## Direction
Extract the lines from the start through the line that holds "FaEraser, FaRegFilePdf, FaSort", both included, omitting all images.
########
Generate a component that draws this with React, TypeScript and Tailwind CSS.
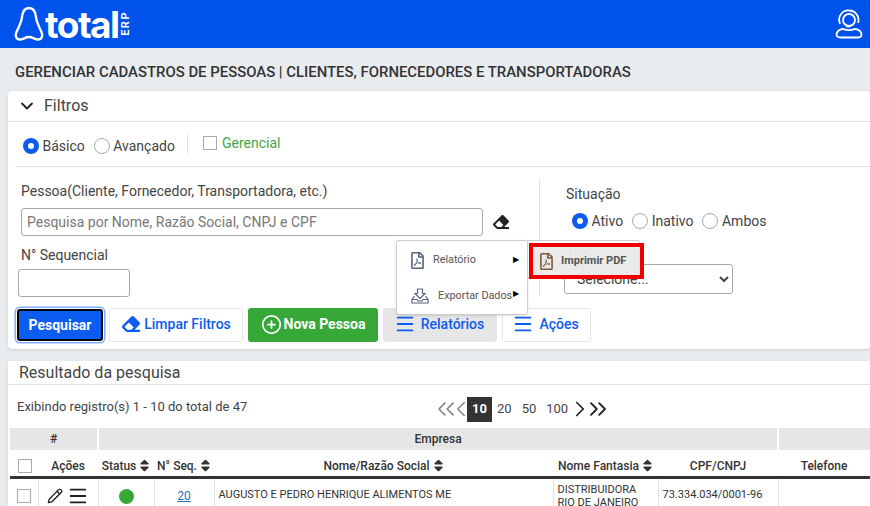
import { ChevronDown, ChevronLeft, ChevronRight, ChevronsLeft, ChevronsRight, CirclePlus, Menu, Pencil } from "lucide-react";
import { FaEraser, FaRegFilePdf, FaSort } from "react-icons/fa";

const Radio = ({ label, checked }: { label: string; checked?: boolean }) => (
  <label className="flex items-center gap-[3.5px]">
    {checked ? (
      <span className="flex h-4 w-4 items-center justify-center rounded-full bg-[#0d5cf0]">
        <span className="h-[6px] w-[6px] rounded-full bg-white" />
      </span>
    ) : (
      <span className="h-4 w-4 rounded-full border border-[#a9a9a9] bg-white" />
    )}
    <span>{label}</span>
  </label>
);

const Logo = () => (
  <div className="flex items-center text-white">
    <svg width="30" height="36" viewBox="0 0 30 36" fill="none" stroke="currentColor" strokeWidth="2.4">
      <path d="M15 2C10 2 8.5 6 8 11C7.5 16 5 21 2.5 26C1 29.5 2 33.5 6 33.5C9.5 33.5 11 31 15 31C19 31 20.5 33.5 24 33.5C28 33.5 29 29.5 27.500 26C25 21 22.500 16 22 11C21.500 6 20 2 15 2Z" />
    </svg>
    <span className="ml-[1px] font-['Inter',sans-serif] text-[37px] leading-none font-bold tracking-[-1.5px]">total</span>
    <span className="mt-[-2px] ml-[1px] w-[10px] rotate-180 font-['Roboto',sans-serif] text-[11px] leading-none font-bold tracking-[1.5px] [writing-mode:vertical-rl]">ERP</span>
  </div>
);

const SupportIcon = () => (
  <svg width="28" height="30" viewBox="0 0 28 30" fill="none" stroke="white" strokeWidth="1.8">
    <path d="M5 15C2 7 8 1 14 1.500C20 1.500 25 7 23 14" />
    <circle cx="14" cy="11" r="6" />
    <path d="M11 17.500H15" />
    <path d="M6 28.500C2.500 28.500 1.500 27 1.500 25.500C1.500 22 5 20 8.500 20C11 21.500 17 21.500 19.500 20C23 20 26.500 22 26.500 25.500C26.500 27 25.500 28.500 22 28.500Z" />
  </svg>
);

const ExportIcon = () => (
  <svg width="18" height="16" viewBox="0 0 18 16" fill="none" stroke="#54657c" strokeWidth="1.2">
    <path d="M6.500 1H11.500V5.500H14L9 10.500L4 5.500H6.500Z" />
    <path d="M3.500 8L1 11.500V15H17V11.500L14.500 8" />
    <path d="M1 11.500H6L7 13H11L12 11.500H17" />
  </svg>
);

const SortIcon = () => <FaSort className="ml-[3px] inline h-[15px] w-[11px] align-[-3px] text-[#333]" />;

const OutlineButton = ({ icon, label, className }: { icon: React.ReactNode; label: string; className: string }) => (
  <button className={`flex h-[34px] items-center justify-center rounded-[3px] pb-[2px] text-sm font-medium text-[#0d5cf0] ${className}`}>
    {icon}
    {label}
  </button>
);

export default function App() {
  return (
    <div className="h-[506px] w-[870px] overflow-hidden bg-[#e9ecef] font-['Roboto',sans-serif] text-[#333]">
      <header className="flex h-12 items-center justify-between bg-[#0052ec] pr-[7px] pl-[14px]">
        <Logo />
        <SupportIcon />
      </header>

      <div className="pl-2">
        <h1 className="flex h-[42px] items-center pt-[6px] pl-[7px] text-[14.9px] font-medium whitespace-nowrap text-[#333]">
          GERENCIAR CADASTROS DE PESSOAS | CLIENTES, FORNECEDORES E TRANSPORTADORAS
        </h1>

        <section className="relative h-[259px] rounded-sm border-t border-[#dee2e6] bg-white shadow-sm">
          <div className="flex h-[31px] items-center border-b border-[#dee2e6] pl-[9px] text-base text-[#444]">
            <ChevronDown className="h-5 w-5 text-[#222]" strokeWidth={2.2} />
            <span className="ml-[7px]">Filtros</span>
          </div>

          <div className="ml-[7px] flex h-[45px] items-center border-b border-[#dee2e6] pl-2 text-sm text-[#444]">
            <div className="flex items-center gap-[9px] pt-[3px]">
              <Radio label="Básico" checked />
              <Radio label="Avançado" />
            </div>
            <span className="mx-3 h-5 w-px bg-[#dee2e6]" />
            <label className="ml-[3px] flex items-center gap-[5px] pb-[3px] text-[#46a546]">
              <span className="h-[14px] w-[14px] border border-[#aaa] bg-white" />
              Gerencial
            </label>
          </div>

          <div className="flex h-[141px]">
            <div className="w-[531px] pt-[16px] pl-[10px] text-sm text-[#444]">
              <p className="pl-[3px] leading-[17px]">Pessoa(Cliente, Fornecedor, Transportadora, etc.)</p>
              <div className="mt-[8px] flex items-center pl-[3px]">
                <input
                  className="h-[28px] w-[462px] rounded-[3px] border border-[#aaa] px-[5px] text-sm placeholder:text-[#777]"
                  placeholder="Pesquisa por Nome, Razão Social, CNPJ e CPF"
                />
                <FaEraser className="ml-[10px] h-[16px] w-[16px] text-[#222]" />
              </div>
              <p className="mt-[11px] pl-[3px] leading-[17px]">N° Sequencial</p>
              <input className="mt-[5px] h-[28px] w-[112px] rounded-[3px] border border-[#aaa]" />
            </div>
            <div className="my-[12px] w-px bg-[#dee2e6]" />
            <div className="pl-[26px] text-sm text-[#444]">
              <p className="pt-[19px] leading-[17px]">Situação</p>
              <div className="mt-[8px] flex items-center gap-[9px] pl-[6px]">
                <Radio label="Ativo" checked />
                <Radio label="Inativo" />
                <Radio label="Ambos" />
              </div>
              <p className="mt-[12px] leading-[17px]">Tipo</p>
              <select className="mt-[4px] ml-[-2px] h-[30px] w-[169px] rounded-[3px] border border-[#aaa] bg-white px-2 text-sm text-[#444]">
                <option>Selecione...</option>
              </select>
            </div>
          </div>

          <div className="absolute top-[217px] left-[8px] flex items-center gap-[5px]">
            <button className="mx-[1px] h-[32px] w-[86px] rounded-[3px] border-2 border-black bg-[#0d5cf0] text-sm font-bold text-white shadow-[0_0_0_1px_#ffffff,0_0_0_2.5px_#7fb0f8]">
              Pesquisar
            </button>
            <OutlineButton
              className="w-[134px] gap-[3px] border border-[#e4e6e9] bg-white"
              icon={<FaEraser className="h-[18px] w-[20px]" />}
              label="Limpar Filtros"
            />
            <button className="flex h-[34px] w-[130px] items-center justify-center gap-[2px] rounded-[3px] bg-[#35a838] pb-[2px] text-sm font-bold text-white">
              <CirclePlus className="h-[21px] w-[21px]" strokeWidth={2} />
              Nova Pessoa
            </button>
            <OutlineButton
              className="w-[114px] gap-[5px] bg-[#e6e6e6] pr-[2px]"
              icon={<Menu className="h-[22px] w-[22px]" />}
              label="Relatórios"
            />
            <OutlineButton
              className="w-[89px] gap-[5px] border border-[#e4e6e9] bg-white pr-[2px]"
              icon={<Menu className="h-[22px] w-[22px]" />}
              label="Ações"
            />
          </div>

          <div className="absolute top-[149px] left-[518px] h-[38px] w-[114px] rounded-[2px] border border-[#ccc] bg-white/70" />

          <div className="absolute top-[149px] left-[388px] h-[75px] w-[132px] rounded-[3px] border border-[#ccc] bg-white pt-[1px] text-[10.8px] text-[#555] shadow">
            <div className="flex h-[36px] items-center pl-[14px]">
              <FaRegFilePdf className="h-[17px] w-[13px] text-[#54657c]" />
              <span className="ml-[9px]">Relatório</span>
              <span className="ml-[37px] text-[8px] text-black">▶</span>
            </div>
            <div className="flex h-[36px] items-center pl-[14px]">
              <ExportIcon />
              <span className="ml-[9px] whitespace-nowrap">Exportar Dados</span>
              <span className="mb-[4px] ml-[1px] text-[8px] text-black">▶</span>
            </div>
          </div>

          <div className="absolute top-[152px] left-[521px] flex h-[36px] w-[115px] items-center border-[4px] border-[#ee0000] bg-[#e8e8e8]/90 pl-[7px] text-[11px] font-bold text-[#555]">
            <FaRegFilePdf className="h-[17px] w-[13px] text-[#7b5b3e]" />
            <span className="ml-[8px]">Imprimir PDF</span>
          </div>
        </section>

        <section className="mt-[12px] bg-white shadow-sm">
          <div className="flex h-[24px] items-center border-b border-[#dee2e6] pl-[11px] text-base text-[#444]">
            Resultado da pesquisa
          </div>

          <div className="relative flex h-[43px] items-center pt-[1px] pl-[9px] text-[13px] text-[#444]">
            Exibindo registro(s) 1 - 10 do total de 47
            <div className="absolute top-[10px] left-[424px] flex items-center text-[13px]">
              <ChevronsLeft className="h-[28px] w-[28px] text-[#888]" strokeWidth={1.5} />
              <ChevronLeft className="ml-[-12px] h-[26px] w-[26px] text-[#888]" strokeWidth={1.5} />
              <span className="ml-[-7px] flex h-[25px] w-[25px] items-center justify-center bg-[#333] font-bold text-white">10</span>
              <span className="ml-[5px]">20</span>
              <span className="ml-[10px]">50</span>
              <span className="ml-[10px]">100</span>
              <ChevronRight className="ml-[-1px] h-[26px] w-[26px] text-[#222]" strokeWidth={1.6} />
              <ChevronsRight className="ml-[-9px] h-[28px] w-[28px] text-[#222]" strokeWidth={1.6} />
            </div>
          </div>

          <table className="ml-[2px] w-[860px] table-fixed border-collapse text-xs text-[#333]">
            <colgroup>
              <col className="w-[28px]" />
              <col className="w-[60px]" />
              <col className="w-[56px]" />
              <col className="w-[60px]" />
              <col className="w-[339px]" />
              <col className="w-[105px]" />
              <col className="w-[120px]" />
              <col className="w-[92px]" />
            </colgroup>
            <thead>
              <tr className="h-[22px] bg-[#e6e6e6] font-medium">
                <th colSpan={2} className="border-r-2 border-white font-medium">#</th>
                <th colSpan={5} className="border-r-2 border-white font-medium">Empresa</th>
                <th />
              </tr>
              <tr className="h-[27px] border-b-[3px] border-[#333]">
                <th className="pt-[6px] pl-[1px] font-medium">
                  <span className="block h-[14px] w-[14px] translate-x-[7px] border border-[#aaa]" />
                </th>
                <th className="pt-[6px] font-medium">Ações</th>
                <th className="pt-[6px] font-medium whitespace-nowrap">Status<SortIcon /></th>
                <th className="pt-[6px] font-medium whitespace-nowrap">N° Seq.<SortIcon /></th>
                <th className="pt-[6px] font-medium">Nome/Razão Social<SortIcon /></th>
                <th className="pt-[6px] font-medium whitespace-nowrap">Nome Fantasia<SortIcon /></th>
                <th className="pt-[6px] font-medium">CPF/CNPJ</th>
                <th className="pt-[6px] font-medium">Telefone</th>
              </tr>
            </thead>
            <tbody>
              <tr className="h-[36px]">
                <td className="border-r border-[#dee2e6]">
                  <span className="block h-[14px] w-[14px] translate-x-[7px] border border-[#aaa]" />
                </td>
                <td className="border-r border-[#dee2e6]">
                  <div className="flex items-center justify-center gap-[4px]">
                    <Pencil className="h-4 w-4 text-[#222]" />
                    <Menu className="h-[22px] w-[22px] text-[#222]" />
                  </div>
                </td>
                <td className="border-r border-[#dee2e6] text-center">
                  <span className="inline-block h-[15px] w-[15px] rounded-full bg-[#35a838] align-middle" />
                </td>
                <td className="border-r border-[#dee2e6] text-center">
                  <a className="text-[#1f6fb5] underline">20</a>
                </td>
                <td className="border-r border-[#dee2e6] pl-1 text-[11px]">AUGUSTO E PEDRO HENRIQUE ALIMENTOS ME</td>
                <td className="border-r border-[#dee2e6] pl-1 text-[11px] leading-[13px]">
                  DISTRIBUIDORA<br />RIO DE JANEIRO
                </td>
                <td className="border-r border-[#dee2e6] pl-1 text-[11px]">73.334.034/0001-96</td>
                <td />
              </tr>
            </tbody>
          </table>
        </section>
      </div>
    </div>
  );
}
########
## Task output
Generate a component that draws this with React, TypeScript and Tailwind CSS.
import { ChevronDown, ChevronLeft, ChevronRight, ChevronsLeft, ChevronsRight, CirclePlus, Menu, Pencil } from "lucide-react";
import { FaEraser, FaRegFilePdf, FaSort } from "react-icons/fa";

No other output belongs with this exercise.